# [GIVEN EXERCISE]
Quote from the first line below through the line that contains "const shadow = '[text-shadow:4px_4px_0_#3e3e3e]';", both included, and leave the pictures out.

# [SUPPLIED RECORDS]
************

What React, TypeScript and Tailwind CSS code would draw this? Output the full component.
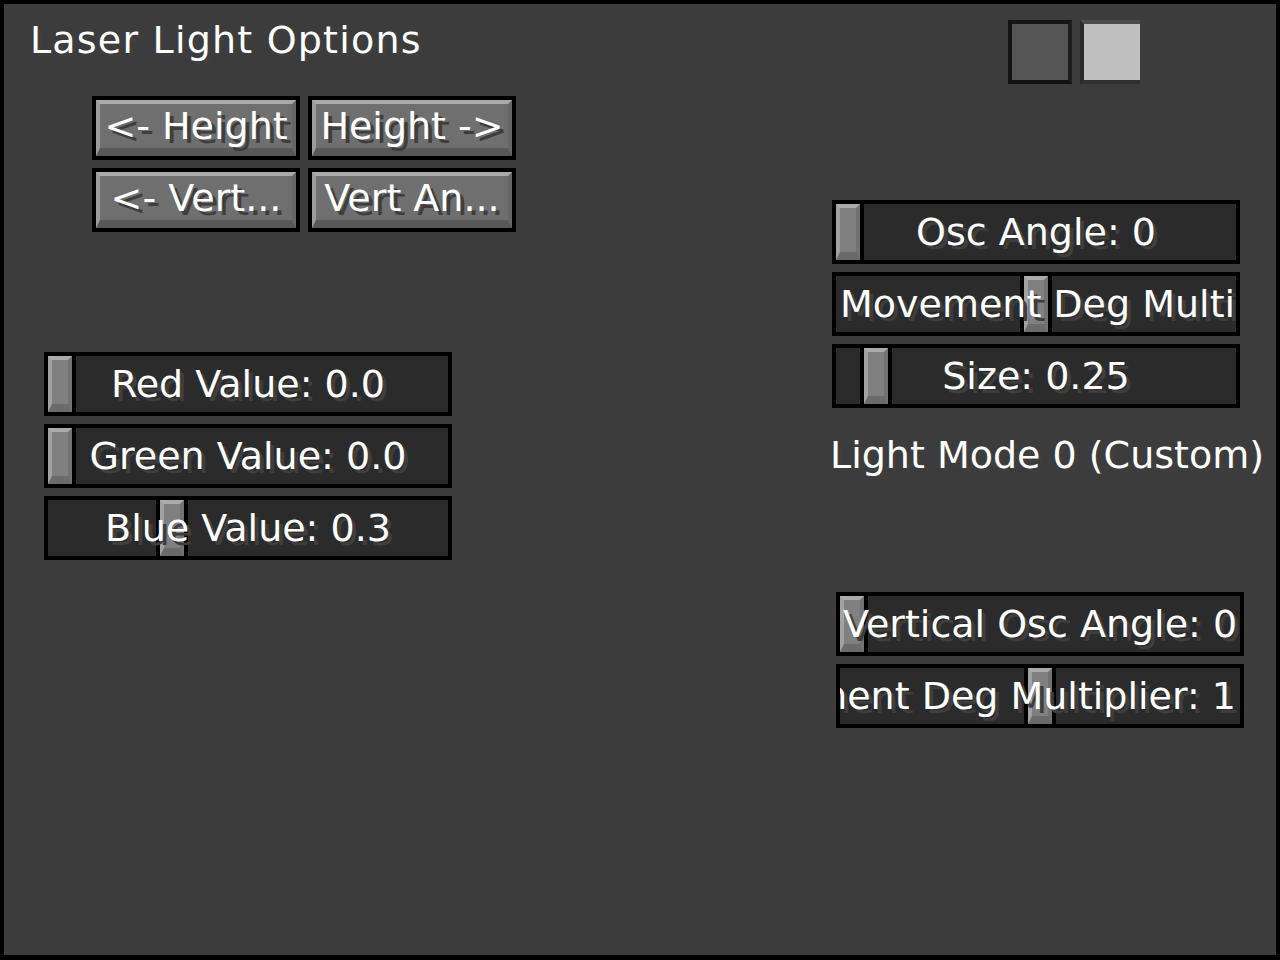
import React from 'react';

const shadow = '[text-shadow:4px_4px_0_#3e3e3e]';

function McButton({ label }: { label: string }) {
  return (
    <div className="w-[208px] h-[64px] bg-black p-[4px]">
      <div className="h-full flex items-center justify-center bg-[#6f6f6f] border-t-4 border-l-4 border-r-4 border-b-8 border-t-[#aaaaaa] border-l-[#9c9c9c] border-r-[#666666] border-b-[#585858]">
        <span className={`text-white text-[38px] leading-none whitespace-nowrap ${shadow}`}>{label}</span>
      </div>
    </div>
  );
}

function McSlider({
  label,
  handle,
  align = 'center',
  className = '',
}: {
  label: string;
  handle: number;
  align?: 'center' | 'start' | 'end';
  className?: string;
}) {
  const justify =
    align === 'center' ? 'justify-center' : align === 'start' ? 'justify-start pl-[4px]' : 'justify-end pr-[4px]';
  return (
    <div className={`w-[408px] h-[64px] bg-black p-[4px] ${className}`}>
      <div className="relative h-full bg-[#2b2b2b] overflow-hidden">
        {/* thumb */}
        <div className="absolute top-0 h-full flex" style={{ left: handle }}>
          <div className="w-[4px] h-full bg-black" />
          <div className="w-[24px] h-full bg-[#808080] border-t-4 border-l-4 border-r-4 border-b-8 border-t-[#ababab] border-l-[#a2a2a2] border-r-[#737373] border-b-[#6b6b6b]" />
          <div className="w-[4px] h-full bg-black" />
        </div>
        <div className={`relative h-full flex items-center ${justify}`}>
          <span className={`text-white text-[38px] leading-none whitespace-nowrap ${shadow}`}>{label}</span>
        </div>
      </div>
    </div>
  );
}

export default function App() {
  return (
    <div className="w-[1280px] h-[960px] bg-black pt-[4px] px-[4px] pb-[5px] font-['DejaVu_Sans',sans-serif]">
      <div className="h-full bg-[#3c3c3c]">
        {/* Header */}
        <div className="h-[92px] pt-[16px] flex items-start">
          <h1 className={`ml-[26px] mt-[1px] text-white text-[38px] leading-none tracking-[1.2px] whitespace-nowrap ${shadow}`}>
            Laser Light Options
          </h1>
          <div className="ml-auto mr-[136px] flex gap-2">
            <div className="w-[64px] h-[64px] bg-[#555555] border-4 border-[#121212] border-r-[#1e1e1e] border-t-[#151515]" />
            <div className="w-[60px] h-[64px] bg-[#c0c0c0] border-l-4 border-t-4 border-b-4 border-l-[#2a2a2a] border-t-[#4c4c4c] border-b-[#303030]" />
          </div>
        </div>

        {/* Body */}
        <div className="flex">
          {/* Left column */}
          <div className="w-[828px] pl-[40px]">
            <div className="ml-[48px] grid grid-cols-[208px_208px] gap-2">
              <McButton label="<- Height" />
              <McButton label="Height ->" />
              <McButton label="<- Vert..." />
              <McButton label="Vert An..." />
            </div>
            <div className="mt-[120px] flex flex-col gap-2">
              <McSlider label="Red Value: 0.0" handle={-4} />
              <McSlider label="Green Value: 0.0" handle={-4} />
              <McSlider label="Blue Value: 0.3" handle={108} />
            </div>
          </div>

          {/* Right column */}
          <div className="flex-1">
            <div className="mt-[104px] flex flex-col gap-2">
              <McSlider label="Osc Angle: 0" handle={-4} />
              <McSlider label="Movement Deg Multiplier: 1" handle={184} align="start" />
              <McSlider label="Size: 0.25" handle={24} />
            </div>
            <div className={`mt-[28px] -ml-[2px] text-white text-[38px] leading-none whitespace-nowrap ${shadow}`}>
              Light Mode 0 (Custom)
            </div>
            <div className="mt-[118px] ml-[4px] flex flex-col gap-2">
              <McSlider label="Vertical Osc Angle: 0" handle={-4} />
              <McSlider label="Movement Deg Multiplier: 1" handle={184} align="end" />
            </div>
          </div>
        </div>
      </div>
    </div>
  );
}
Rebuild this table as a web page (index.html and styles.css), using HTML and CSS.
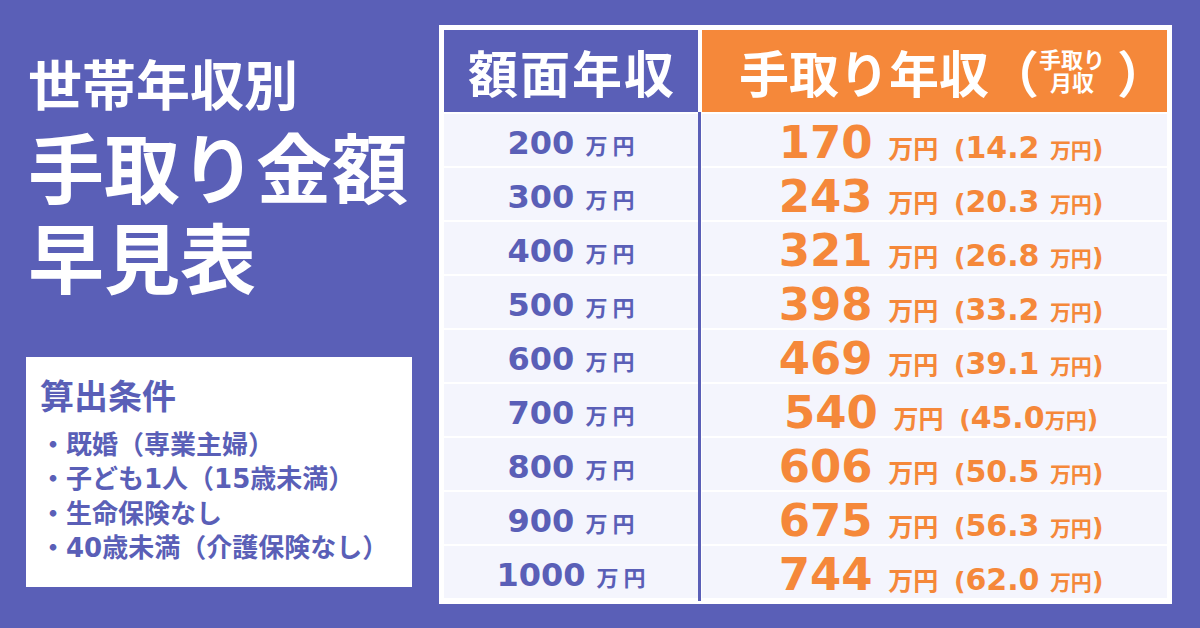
FILE: index.html
```html
<!DOCTYPE html>
<html lang="ja">

<head>
    <meta charset="utf-8">
    <title>世帯年収別 手取り金額早見表</title>
    <link rel="stylesheet" href="styles.css">
</head>

<body>
    <div class="side">
        <h1 class="title">
            <span class="title_small">世帯年収別</span>
            <span class="title_big">手取り金額</span>
            <span class="title_big">早見表</span>
        </h1>
        <div class="cond">
            <h2 class="cond_h">算出条件</h2>
            <ul class="cond_list">
                <li>・既婚（専業主婦）</li>
                <li>・子ども1人（15歳未満）</li>
                <li>・生命保険なし</li>
                <li>・40歳未満（介護保険なし）</li>
            </ul>
        </div>
    </div>

    <div class="board">
        <div class="board_head">
            <div class="head_gross">額面年収</div>
            <div class="head_net">手取り年収（<span class="head_sub"><span>手取り</span><span>月収</span></span>）</div>
        </div>
        <div class="board_body">
            <div class="divider"></div>

            <div class="cell_gross"><span class="g_num">200</span> <span class="g_unit">万円</span></div>
            <div class="cell_net"><span class="n_num">170</span> <span class="n_unit">万円</span> <span class="n_month"><span class="paren">(</span>14.2 <span class="m_unit">万円</span><span class="paren">)</span></span></div>

            <div class="cell_gross"><span class="g_num">300</span> <span class="g_unit">万円</span></div>
            <div class="cell_net"><span class="n_num">243</span> <span class="n_unit">万円</span> <span class="n_month"><span class="paren">(</span>20.3 <span class="m_unit">万円</span><span class="paren">)</span></span></div>

            <div class="cell_gross"><span class="g_num">400</span> <span class="g_unit">万円</span></div>
            <div class="cell_net"><span class="n_num">321</span> <span class="n_unit">万円</span> <span class="n_month"><span class="paren">(</span>26.8 <span class="m_unit">万円</span><span class="paren">)</span></span></div>

            <div class="cell_gross"><span class="g_num">500</span> <span class="g_unit">万円</span></div>
            <div class="cell_net"><span class="n_num">398</span> <span class="n_unit">万円</span> <span class="n_month"><span class="paren">(</span>33.2 <span class="m_unit">万円</span><span class="paren">)</span></span></div>

            <div class="cell_gross"><span class="g_num">600</span> <span class="g_unit">万円</span></div>
            <div class="cell_net"><span class="n_num">469</span> <span class="n_unit">万円</span> <span class="n_month"><span class="paren">(</span>39.1 <span class="m_unit">万円</span><span class="paren">)</span></span></div>

            <div class="cell_gross"><span class="g_num">700</span> <span class="g_unit">万円</span></div>
            <div class="cell_net"><span class="n_num">540</span> <span class="n_unit">万円</span> <span class="n_month"><span class="paren">(</span>45.0<span class="m_unit">万円</span><span class="paren">)</span></span></div>

            <div class="cell_gross"><span class="g_num">800</span> <span class="g_unit">万円</span></div>
            <div class="cell_net"><span class="n_num">606</span> <span class="n_unit">万円</span> <span class="n_month"><span class="paren">(</span>50.5 <span class="m_unit">万円</span><span class="paren">)</span></span></div>

            <div class="cell_gross"><span class="g_num">900</span> <span class="g_unit">万円</span></div>
            <div class="cell_net"><span class="n_num">675</span> <span class="n_unit">万円</span> <span class="n_month"><span class="paren">(</span>56.3 <span class="m_unit">万円</span><span class="paren">)</span></span></div>

            <div class="cell_gross"><span class="g_num">1000</span> <span class="g_unit">万円</span></div>
            <div class="cell_net"><span class="n_num">744</span> <span class="n_unit">万円</span> <span class="n_month"><span class="paren">(</span>62.0 <span class="m_unit">万円</span><span class="paren">)</span></span></div>
        </div>
    </div>
</body>

</html>
```

FILE: styles.css
```css
* {
    margin: 0;
    padding: 0;
    box-sizing: border-box;
}

body {
    width: 1200px;
    height: 628px;
    background-color: #5a5fb7;
    display: flex;
    font-family: "DejaVu Sans", "Noto Sans CJK JP", sans-serif;
    font-weight: bold;
    overflow: hidden;
}

.side {
    width: 439px;
    padding: 58px 0 0 26px;
    display: flex;
    flex-direction: column;
}

.title {
    color: white;
    margin-left: 2px;
    font-weight: bold;
}

.title_small {
    display: block;
    font-size: 54px;
    line-height: 60px;
    margin-bottom: 9px;
}

.title_big {
    display: block;
    font-size: 76px;
    line-height: 90px;
}

.cond {
    width: 386px;
    height: 230px;
    margin-top: 50px;
    padding: 20px 0 0 14px;
    background-color: white;
    color: #5a5fb7;
}

.cond_h {
    font-size: 34px;
    line-height: 40px;
}

.cond_list {
    list-style: none;
    margin-top: 11px;
    font-size: 26px;
    line-height: 34.3px;
}

.board {
    width: 733px;
    height: 579px;
    margin-top: 25px;
    padding: 5px 5px 6px;
    background-color: white;
}

.board_head {
    display: grid;
    grid-template-columns: 254px 1fr;
    column-gap: 4px;
    height: 82px;
    color: white;
}

.head_gross {
    background-color: #5a5fb7;
    display: flex;
    justify-content: center;
    align-items: center;
    font-size: 50px;
    letter-spacing: 2px;
    padding-left: 2px;
}

.head_net {
    background-color: #f5883a;
    display: flex;
    align-items: center;
    font-size: 50px;
    padding-left: 37px;
}

.head_sub {
    display: flex;
    flex-direction: column;
    align-items: center;
    font-size: 22px;
    line-height: 23px;
    margin-right: 12px;
    padding-top: 2px;
}

.board_body {
    display: grid;
    grid-template-columns: 254px 4px 1fr;
    grid-auto-rows: 52px;
    row-gap: 2px;
    margin-top: 2px;
}

.divider {
    grid-column: 2;
    grid-row: 1 / span 9;
    width: 3px;
    margin: -2px 0 -3px;
    background-color: #5a5fb7;
}

.cell_gross,
.cell_net {
    background-color: #f4f5fd;
    text-align: center;
    line-height: 52px;
    white-space: nowrap;
}

.cell_gross span,
.cell_net span {
    line-height: 1;
}

.cell_gross {
    grid-column: 1;
    color: #5a5fb7;
    font-size: 32px;
    padding-top: 3px;
}

.g_unit {
    font-size: 22px;
    letter-spacing: 5px;
    margin-right: -5px;
}

.cell_net {
    grid-column: 3;
    color: #f5883a;
    font-size: 45px;
    padding: 3px 0 0 13px;
}

.n_unit {
    font-size: 25px;
}

.n_month {
    font-size: 30px;
}

.m_unit {
    font-size: 21px;
}

.paren {
    font-size: 25px;
}
```
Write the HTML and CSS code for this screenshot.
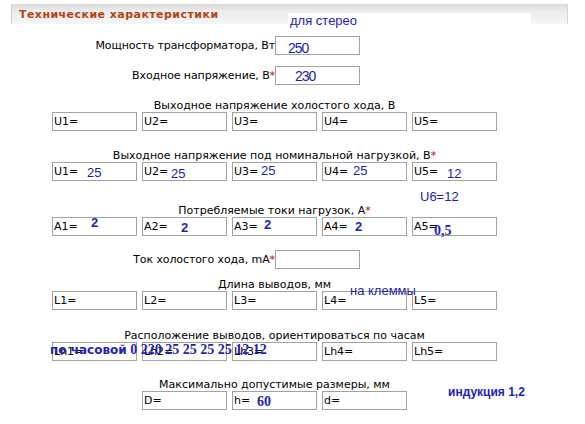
FILE: index.html
```html
<!DOCTYPE html>
<html lang="ru">
<head>
<meta charset="utf-8">
<title>Технические характеристики</title>
<link rel="stylesheet" href="styles.css">
</head>
<body>
<div class="page">
  <div class="title-bar"><h2 class="title">Технические характеристики</h2></div>
  <div class="form">
    <div class="pair pair-power"><span class="label">Мощность трансформатора, Вт</span><span class="field"></span></div>
    <div class="pair pair-input"><span class="label">Входное напряжение, В<span class="req">*</span></span><span class="field"></span></div>

    <div class="group group-idle">
      <div class="group-title">Выходное напряжение холостого хода, В</div>
      <div class="fields"><span class="field">U1=</span><span class="field">U2=</span><span class="field">U3=</span><span class="field">U4=</span><span class="field">U5=</span></div>
    </div>

    <div class="group group-load">
      <div class="group-title">Выходное напряжение под номинальной нагрузкой, В<span class="req">*</span></div>
      <div class="fields"><span class="field">U1=</span><span class="field">U2=</span><span class="field">U3=</span><span class="field">U4=</span><span class="field">U5=</span></div>
    </div>

    <div class="group group-current">
      <div class="group-title">Потребляемые токи нагрузок, А<span class="req">*</span></div>
      <div class="fields"><span class="field">A1=</span><span class="field">A2=</span><span class="field">A3=</span><span class="field">A4=</span><span class="field">A5=</span></div>
    </div>

    <div class="pair pair-idle-current"><span class="label">Ток холостого хода, mA<span class="req">*</span></span><span class="field"></span></div>

    <div class="group group-length">
      <div class="group-title">Длина выводов, мм</div>
      <div class="fields"><span class="field">L1=</span><span class="field">L2=</span><span class="field">L3=</span><span class="field">L4=</span><span class="field">L5=</span></div>
    </div>

    <div class="group group-clock">
      <div class="group-title">Расположение выводов, ориентироваться по часам</div>
      <div class="fields"><span class="field">Lh1=</span><span class="field">Lh2=</span><span class="field">Lh3=</span><span class="field">Lh4=</span><span class="field">Lh5=</span></div>
    </div>

    <div class="group group-size">
      <div class="group-title">Максимально допустимые размеры, мм</div>
      <div class="fields"><span class="field">D=</span><span class="field">h=</span><span class="field">d=</span></div>
    </div>
  </div>

  <div class="note note-stereo">для стерео</div>
  <div class="note note-250">250</div>
  <div class="note note-230">230</div>
  <div class="note num note-u1">25</div>
  <div class="note num note-u2">25</div>
  <div class="note num note-u3">25</div>
  <div class="note num note-u4">25</div>
  <div class="note num note-u5">12</div>
  <div class="note num note-u6">U6=12</div>
  <div class="note bold note-a1">2</div>
  <div class="note bold note-a2">2</div>
  <div class="note bold note-a3">2</div>
  <div class="note bold note-a4">2</div>
  <div class="note serif note-a5">0,5</div>
  <div class="note num note-terminals">на клеммы</div>
  <div class="note note-clock"><span class="clock-word">по часовой</span><span class="clock-digits"> 0 220 25 25 25 25 12 12</span></div>
  <div class="note serif note-h">60</div>
  <div class="note bold note-induction">индукция 1,2</div>
</div>
</body>
</html>
```

FILE: styles.css
```css
html, body {
  margin: 0;
  padding: 0;
  background: #ffffff;
}

.page {
  position: relative;
  width: 585px;
  height: 424px;
  padding-top: 4px;
  box-sizing: border-box;
  font-family: "DejaVu Sans", Verdana, sans-serif;
  font-size: 11px;
  color: #000000;
  overflow: hidden;
}

.title-bar {
  margin-left: 11px;
  width: 557px;
  height: 20px;
  box-sizing: border-box;
  border-left: 1px solid #cdcdcd;
  border-right: 1px solid #d6d6d6;
  background: linear-gradient(to bottom, #dadada 0%, #ececec 35%, #f6f6f6 100%);
}

.title {
  margin: 0;
  padding-left: 7px;
  font-family: "DejaVu Sans", Verdana, sans-serif;
  font-size: 11px;
  font-weight: bold;
  line-height: 21px;
  color: #b4440f;
  letter-spacing: 0.45px;
}

.form {
  margin-left: 52px;
  width: 445px;
}

.pair {
  display: grid;
  grid-template-columns: 223px 85px;
  align-items: center;
}

.pair .label {
  text-align: right;
  white-space: nowrap;
  letter-spacing: -0.1px;
}

.pair-power { margin-top: 12px; }
.pair-input { margin-top: 11px; }
.pair-idle-current { margin-top: 14px; }

.req {
  color: #cc0000;
}

.group-title {
  text-align: center;
  line-height: 12px;
  white-space: nowrap;
}

.fields {
  display: flex;
  justify-content: center;
  gap: 5px;
}

.group-idle { margin-top: 15px; }
.group-load { margin-top: 19px; }
.group-current { margin-top: 24px; }
.group-length { margin-top: 10px; }
.group-clock { margin-top: 20px; }
.group-size { margin-top: 18px; }

.field {
  display: block;
  box-sizing: border-box;
  width: 85px;
  height: 19px;
  border: 1px solid #a2a2a2;
  padding-left: 1px;
  line-height: 17px;
  font-family: "DejaVu Sans", Verdana, sans-serif;
  font-size: 11px;
  white-space: nowrap;
  overflow: hidden;
  background: #ffffff;
}

/* hand-written annotations over the form */
.note {
  position: absolute;
  font-family: "Liberation Sans", Arial, sans-serif;
  font-size: 13px;
  line-height: 16px;
  color: #1c1ca8;
  white-space: nowrap;
}

.note.bold {
  font-weight: bold;
  color: #2222b4;
}

.note.serif {
  font-family: "Liberation Serif", "Times New Roman", serif;
  font-size: 14px;
  font-weight: bold;
  color: #2222b4;
}

.note-stereo {
  left: 288px;
  top: 13px;
  width: 241px;
  padding-left: 2px;
  background: #ffffff;
}

.note-250 { left: 288px; top: 40px; font-size: 14px; letter-spacing: -1px; }
.note-230 { left: 295px; top: 68px; font-size: 14px; letter-spacing: -1px; }

.note-u1 { left: 87px; top: 165px; }
.note-u2 { left: 171px; top: 166px; }
.note-u3 { left: 261px; top: 163px; }
.note-u4 { left: 353px; top: 163px; }
.note-u5 { left: 447px; top: 166px; }
.note-u6 { left: 420px; top: 189px; }

.note-a1 { left: 91px; top: 215px; }
.note-a2 { left: 181px; top: 220px; }
.note-a3 { left: 264px; top: 217px; }
.note-a4 { left: 355px; top: 219px; }
.note-a5 { left: 434px; top: 223px; }

.note-terminals { left: 350px; top: 283px; }

.note-clock {
  left: 50px;
  top: 342px;
  color: #2222b4;
  font-weight: bold;
}

.clock-word {
  font-family: "DejaVu Sans", Verdana, sans-serif;
  font-size: 12px;
}

.clock-digits {
  font-family: "Liberation Serif", "Times New Roman", serif;
  font-size: 14px;
}

.note-h { left: 257px; top: 394px; }

.note-induction {
  left: 448px;
  top: 384px;
  font-size: 12px;
}
```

************

# [THE RESPONSE]
What React, TypeScript and Tailwind CSS code would draw this? Output the full component.
import React from 'react';

const shadow = '[text-shadow:4px_4px_0_#3e3e3e]';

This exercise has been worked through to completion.